Saturday, August 28, 2010

Katrina & the sousaphone ...













'I love the horn ... and I want my city to survive'

12:00 AM CDT on Saturday, August 28, 2010
Leigh Munsil
Faced with rising floodwaters, Mark Smith's first thought was to save his tuba.

IRWIN THOMPSON/DMN
As Mark Smith headed for the Superdome in 2005, he carried his sousaphone past National Guard vehicles. "I didn't know what to do; I didn't know how to get out of the water. So I grabbed my sack and my tuba," the lifelong jazz musician said. "Let me tell you something – when I'm without this horn, I ain't nothing."

Smith was walking toward the Superdome carrying his sousaphone, a tuba used by marching bands, as National Guard vehicles drove by – an eerie juxtaposition that was captured on film.

TOM FOX/DMN
Every morning, Smith is in front of Café Du Monde in the French Quarter with trumpeter Hack Bartholomew. Five years later, Smith, who now has a new horn, is still a familiar sight in New Orleans' Jackson Square. He performs seven days a week in front of popular tourist spots, including Café Du Monde and St. Louis Cathedral.

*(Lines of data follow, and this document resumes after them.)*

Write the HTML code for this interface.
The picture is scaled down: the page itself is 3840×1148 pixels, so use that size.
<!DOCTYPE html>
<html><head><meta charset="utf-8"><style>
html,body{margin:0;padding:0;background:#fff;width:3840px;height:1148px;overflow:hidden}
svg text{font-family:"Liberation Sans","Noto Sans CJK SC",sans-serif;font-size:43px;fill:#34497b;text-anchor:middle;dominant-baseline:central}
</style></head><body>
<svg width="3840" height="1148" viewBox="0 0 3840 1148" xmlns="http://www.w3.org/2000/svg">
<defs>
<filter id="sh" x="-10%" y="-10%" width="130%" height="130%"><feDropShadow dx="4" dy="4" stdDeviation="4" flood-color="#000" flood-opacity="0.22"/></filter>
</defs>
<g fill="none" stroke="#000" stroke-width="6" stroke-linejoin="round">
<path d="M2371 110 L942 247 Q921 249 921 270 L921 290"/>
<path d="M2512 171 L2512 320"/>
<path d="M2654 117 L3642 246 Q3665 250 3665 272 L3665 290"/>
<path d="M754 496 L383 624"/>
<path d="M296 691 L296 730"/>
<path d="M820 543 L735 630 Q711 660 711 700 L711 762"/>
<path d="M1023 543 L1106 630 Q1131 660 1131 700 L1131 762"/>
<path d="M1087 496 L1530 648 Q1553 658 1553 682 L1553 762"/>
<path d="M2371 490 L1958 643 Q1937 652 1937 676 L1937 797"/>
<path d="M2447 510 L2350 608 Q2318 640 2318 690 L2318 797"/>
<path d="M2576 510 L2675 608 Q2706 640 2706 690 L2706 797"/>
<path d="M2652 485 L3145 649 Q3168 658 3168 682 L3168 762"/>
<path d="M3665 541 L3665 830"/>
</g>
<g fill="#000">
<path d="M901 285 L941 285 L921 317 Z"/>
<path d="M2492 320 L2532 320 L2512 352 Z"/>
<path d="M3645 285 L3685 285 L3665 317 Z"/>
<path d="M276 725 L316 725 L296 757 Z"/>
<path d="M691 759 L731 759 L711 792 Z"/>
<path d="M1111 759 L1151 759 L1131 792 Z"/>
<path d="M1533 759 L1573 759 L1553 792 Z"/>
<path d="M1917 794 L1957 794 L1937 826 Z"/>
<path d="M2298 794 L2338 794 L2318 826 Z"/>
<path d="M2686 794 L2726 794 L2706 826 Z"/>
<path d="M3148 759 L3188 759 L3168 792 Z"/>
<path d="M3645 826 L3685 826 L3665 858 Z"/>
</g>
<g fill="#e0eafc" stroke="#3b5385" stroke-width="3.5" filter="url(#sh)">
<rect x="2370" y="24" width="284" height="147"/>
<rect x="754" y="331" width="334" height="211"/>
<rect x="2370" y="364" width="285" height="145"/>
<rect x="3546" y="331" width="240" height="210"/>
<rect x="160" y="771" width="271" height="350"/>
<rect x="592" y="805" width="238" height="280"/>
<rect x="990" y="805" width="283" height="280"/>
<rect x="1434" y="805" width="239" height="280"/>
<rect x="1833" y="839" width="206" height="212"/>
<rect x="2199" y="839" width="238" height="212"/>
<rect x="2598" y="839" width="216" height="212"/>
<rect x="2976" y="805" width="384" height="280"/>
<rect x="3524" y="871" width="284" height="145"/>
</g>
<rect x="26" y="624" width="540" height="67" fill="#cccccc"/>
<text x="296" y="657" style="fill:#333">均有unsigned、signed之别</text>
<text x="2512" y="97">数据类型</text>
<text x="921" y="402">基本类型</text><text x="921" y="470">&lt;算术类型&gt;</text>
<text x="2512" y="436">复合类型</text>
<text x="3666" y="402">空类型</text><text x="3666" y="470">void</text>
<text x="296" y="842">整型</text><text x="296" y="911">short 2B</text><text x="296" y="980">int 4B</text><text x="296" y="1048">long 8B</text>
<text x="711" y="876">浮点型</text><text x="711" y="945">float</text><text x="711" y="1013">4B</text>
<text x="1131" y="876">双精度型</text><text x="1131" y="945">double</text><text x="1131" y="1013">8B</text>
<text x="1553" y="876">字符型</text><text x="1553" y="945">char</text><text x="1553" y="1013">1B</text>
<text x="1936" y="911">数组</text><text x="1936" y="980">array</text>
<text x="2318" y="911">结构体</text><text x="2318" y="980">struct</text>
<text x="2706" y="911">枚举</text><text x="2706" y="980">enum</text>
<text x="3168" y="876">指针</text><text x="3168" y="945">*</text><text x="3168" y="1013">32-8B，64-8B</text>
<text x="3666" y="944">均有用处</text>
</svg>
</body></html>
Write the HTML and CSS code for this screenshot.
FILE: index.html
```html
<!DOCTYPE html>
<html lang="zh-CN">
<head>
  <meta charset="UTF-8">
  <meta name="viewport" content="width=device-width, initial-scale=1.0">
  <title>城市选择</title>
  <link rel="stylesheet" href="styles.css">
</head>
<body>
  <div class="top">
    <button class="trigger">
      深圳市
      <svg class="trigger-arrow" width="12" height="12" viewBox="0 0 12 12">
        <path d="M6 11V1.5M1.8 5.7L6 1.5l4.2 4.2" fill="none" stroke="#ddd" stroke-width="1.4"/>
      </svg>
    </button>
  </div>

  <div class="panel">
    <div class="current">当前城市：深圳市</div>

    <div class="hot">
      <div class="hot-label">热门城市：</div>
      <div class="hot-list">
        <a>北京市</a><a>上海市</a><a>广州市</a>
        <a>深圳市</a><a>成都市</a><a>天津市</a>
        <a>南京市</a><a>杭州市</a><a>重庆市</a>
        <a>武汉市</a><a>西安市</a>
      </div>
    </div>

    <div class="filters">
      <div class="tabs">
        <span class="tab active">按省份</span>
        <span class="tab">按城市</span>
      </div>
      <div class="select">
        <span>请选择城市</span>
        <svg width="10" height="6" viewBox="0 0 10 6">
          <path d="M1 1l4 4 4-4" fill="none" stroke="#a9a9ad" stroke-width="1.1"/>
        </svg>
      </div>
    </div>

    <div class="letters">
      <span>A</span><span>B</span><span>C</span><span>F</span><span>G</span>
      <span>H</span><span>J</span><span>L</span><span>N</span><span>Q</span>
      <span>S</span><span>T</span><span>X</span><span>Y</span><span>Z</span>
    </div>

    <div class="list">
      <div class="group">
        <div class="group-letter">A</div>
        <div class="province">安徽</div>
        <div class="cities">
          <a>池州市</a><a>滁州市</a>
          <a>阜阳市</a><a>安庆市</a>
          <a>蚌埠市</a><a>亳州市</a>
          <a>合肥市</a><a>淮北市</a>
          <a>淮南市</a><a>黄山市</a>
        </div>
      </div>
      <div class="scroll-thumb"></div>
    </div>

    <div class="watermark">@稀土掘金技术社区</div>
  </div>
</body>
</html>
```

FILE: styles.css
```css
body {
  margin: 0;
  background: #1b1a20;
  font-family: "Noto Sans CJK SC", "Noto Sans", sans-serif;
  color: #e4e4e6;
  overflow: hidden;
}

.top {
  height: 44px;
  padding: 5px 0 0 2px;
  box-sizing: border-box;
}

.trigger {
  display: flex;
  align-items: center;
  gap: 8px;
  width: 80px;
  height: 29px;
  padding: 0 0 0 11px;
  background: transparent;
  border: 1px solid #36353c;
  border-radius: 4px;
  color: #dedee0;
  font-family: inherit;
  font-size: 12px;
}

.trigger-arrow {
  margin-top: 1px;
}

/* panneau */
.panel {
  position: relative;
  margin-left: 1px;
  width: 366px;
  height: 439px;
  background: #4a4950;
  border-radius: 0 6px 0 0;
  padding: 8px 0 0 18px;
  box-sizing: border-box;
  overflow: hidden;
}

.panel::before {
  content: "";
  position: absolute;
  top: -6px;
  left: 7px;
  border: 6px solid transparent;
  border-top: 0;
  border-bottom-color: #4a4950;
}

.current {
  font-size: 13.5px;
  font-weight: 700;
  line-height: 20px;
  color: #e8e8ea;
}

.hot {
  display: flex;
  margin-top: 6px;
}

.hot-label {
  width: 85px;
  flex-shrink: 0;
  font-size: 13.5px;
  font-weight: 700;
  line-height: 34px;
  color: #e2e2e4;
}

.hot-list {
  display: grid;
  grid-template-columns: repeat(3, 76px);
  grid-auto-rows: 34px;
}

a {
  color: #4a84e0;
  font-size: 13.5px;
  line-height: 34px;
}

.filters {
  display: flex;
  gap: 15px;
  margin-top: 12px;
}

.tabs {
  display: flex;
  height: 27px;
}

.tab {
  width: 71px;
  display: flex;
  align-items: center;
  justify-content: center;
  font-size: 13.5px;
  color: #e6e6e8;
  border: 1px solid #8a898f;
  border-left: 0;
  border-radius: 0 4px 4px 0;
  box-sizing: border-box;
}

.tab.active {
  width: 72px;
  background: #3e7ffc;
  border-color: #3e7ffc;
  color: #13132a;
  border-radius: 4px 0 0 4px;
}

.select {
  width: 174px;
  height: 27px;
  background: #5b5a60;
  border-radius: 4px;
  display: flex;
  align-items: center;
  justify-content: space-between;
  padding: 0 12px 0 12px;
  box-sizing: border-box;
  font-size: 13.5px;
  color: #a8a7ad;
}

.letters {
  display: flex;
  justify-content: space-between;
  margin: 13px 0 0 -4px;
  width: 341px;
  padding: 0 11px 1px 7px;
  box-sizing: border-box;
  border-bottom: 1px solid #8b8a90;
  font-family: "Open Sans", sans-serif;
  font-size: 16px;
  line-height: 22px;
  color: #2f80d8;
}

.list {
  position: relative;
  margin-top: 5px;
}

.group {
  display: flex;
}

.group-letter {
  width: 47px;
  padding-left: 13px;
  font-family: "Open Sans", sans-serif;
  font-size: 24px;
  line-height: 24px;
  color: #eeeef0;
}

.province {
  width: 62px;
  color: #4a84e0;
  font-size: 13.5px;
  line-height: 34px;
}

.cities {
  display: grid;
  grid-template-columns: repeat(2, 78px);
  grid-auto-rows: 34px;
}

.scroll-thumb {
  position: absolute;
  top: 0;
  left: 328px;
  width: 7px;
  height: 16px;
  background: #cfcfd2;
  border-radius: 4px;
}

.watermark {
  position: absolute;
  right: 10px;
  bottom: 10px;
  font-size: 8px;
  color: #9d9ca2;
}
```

"I'm 53 years old, and I live for the culture of the music," he said. "New Orleans is a city that never sleeps. It's a city that always parties, because they call it 'The Big Easy.' If you take away this music, New Orleans is not going to be the same."
The French Quarter was one of the few areas of the city unaffected by flooding, so it feels about the same as it did before, Smith said.

"We're really trying to build the city back up and we're trying to get up on our feet," he said. "But we've been having some hard times, because we had the oil spill and we had [Hurricane] Gustav come through here, and we had to leave. We had to leave again."
The people of New Orleans have changed since the hurricane, Smith said.

"When Katrina came, people in this city lost everything," he said. "Half the people in this city don't have any more love and any more morals, and they don't care for each other anymore."
Smith decided to stick to music after another job didn't pan out. He has been living with friends, working on getting his own place.

"It's hard. It's really, really hard," he said. "I'm living a day at a time and I'm putting it in the hands of the Lord."

But as long as he can play the tuba, Smith says he'll be all right.

"This is my life. This is what I do for a living. I love the horn," he said. "I love my music, I want the group to continue on, and I want my city to survive."